As the fallout from The New York Times exposé "Harvey Weinstein Paid Off Sexual Harassment Accusers for Decades" continues, New York Attorney General Eric Schneiderman announced a civil rights investigation on Monday into The Weinstein Company. Weinstein himself is also under criminal investigation in Los Angeles, New York City, and London.
Schneiderman's investigation into The Weinstein Company was launched following the sexual harassment and assault allegations against its co-founder, Hollywood producer Weinstein.
As part of the investigation, the prosecutor's office issued a subpoena seeking company records on harassment complaints and legal settlements to determine whether any civil rights and anti-discrimination laws were broken.
"No New Yorker should be forced to walk into a workplace ruled by sexual intimidation, harassment or fear," said Schneiderman, a Democrat. "If sexual harassment or discrimination is pervasive at a company, we want to know."
More than three dozen women, including Gwyneth Paltrow and Angelina Jolie, have publicly accused the entertainment mogul of abuse.
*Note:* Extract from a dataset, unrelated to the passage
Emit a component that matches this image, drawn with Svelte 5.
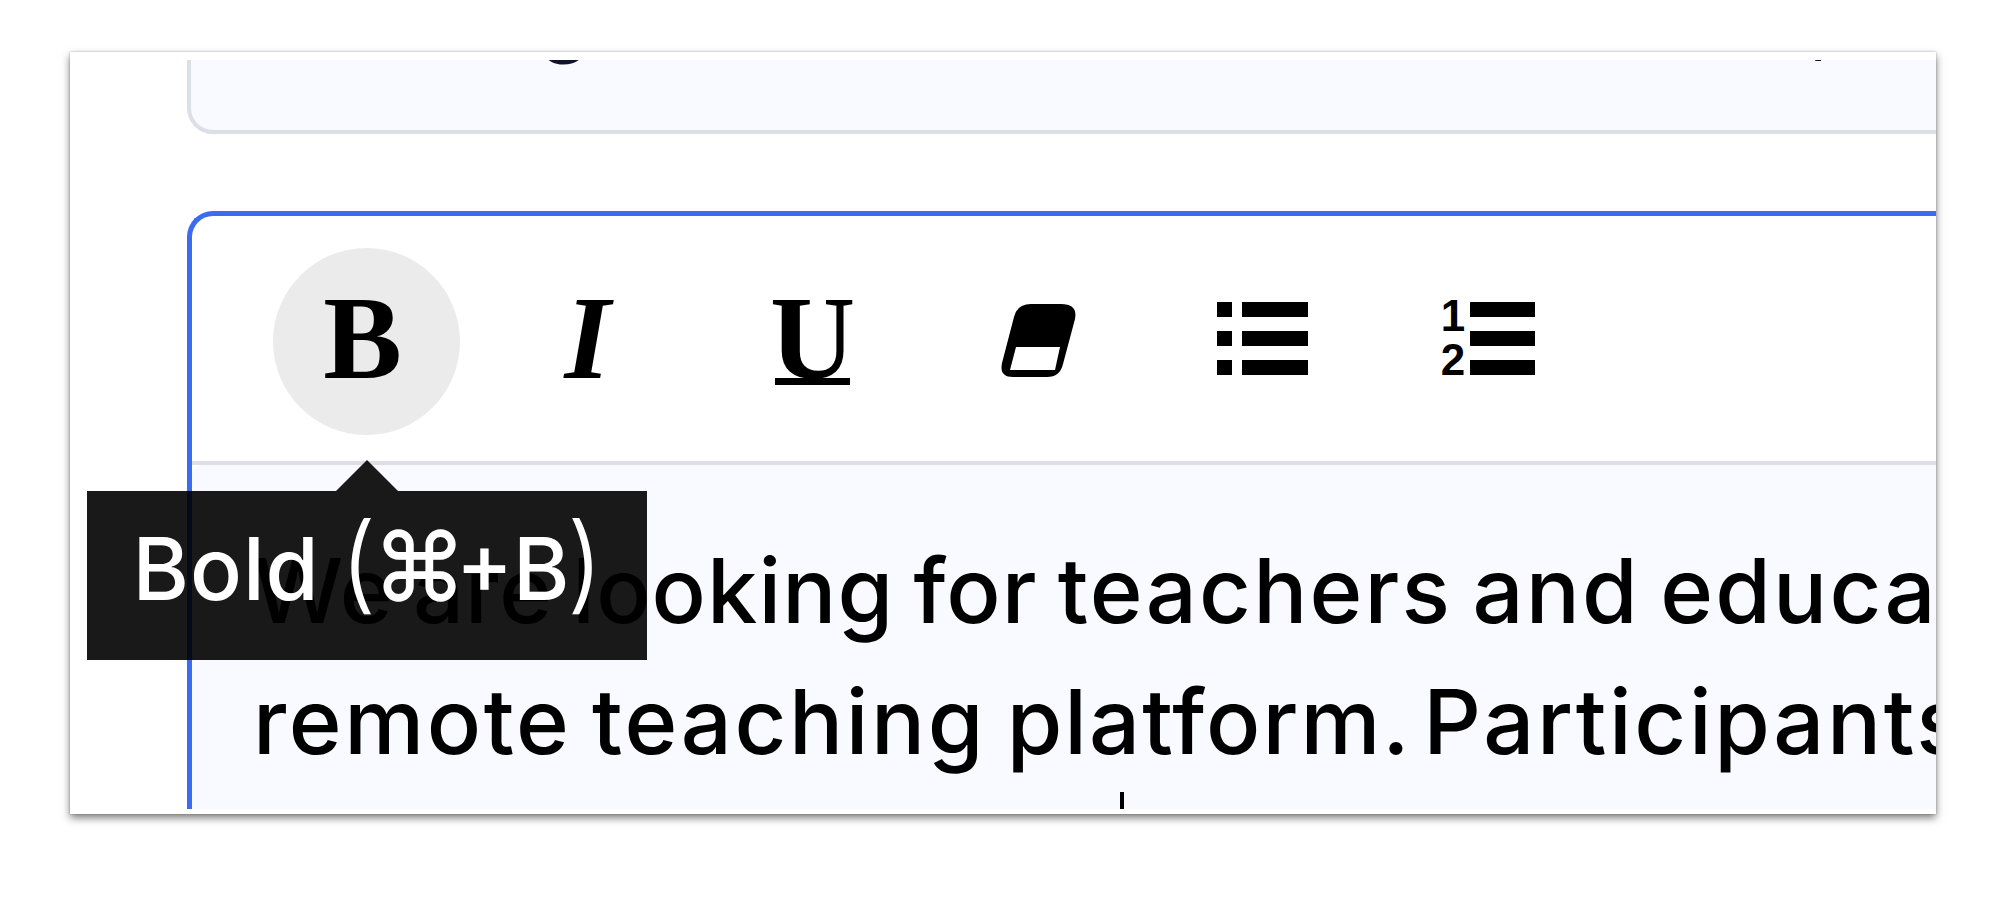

Weinstein has denied allegations of nonconsensual sex.
A woman who answered the phone in The Weinstein Co.'s media relations office said the company had no comment on the subpoena or news of the investigation.
Police in Los Angeles, New York City, and London are also investigating Harvey Weinstein over allegations of sex abuse in those cities.
The Oscar winner was expelled from the Academy of Motion Picture Arts and Sciences, and the Producers Guild of America has started the process of expelling him.
The allegations have prompted calls in Albany to use the power of the state to crack down on harassment. Democratic Assemblywoman Nily Rozic of Queens proposed legislation that would make designers, photographers, retailers and others liable for harassment experienced by models.
Another lawmaker, Democratic Assemblywoman Linda Rosenthal of Manhattan, proposed legislation that would make companies ineligible for state tax incentives if they fail to address chronic harassment problems in the workplace.
Also Monday, ABC News said Ashley Judd will talk to anchor Diane Sawyer for Judd's first TV interview since the actress-activist went public with allegations against Weinstein. The interview will air Thursday on ABC News platforms including "Good Morning America" and "Nightline."
Judd has described an incident two decades ago in which she said he invited her to his hotel room, greeted her wearing a bathrobe and asked if she would watch him shower.
"Good Morning America" aired an interview with Matt Damon and George Clooney on Monday where both acknowledged they were aware of allegations Weinstein had slept with actresses, but not that he had assaulted them. Clooney described him in the interview as "a predator."
"I knew he was an (expletive)," Damon said. "He was proud of that. ... I knew he was a womanizer. I wouldn't want to be married to the guy, but it's not my business really. But this level of criminal sexual predation is not something that I ever thought was going on."
In more Weinstein fallout, a fired Nickelodeon producer facing allegations of sexual harassment expressed regret over his behavior. Chris Savino, creator of the animated series "The Loud House," posted the apology Monday on his Facebook page.
"I am deeply sorry and I am ashamed," he wrote. "Although it was never my intention, I now understand that the impact of my actions and communications created an unacceptable environment."
Savino has been accused of sexual harassment by up to 12 women, according to the website Cartoon Brew, which reports on animation industry news.
Last week, Nickelodeon said it took allegations of misconduct seriously and that Savino was no longer working with the children's TV channel.